En 1992, el propio Post definiría la omisión de Sussman como «el ejemplo más grave» de las «deficiencias» de la película. Treinta años después, cuando un reportero llamó a Sussman para preguntarle sobre Woodward y Bernstein, su respuesta no pudo ser más contundente: «No tengo nada bueno que decir sobre ninguno de ellos».
La historia de Barry Sussman cobra actualidad en un momento en que los editores de la prensa -los carpinteros en la sombra- están perdiendo notoriedad en las redacciones, cuando no desapareciendo. La tecnología ha encumbrado la figura del del periodista orquesta, multitarea, autosuficiente. El reportero investiga, escribe, hace fotos, vídeos y podcasts y se edita él mismo gracias a las milagrosas herramientas digitales.
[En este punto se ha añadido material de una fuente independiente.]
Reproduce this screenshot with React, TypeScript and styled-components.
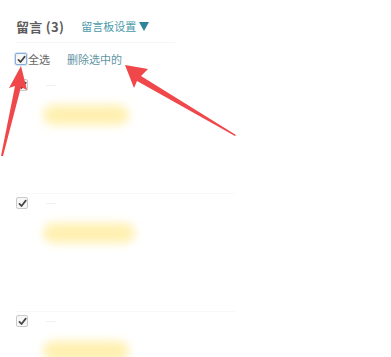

Es cierto que el periodista ha ganado independencia al controlar el proceso entero de la noticia desde que se descubre hasta que se publica. Pero también es cierto que el periodismo atraviesa una de las más graves crisis de credibilidad. Probablemente, el haber prescindido del equipo en favor del periodista individual tenga mucho que ver. La prensa ha perdido poder desde el momento en que ha renunciado a la fuerza de la redacción. El Watergate es obra de una organización poderosa como lo era el Washington Post en los años 70. Gracias a dos reporteros brillantes -y otros muchos que les ayudaron sin alcanzar su notoriedad-, gracias a un director como Ben Bradlee, gracias a una editora como Katherine Graham, y gracias a un editor como Barry Sussman.
Durante cuarenta años, he sido editor. No tengo premios, ni he firmado exclusivas importantes. Cada vez que me quejaba de ejercer una labor gris, poco valorada, invisible, mi director siempre me repetía lo mismo: «Tu firma es la más grande de todo el periódico: la cabecera».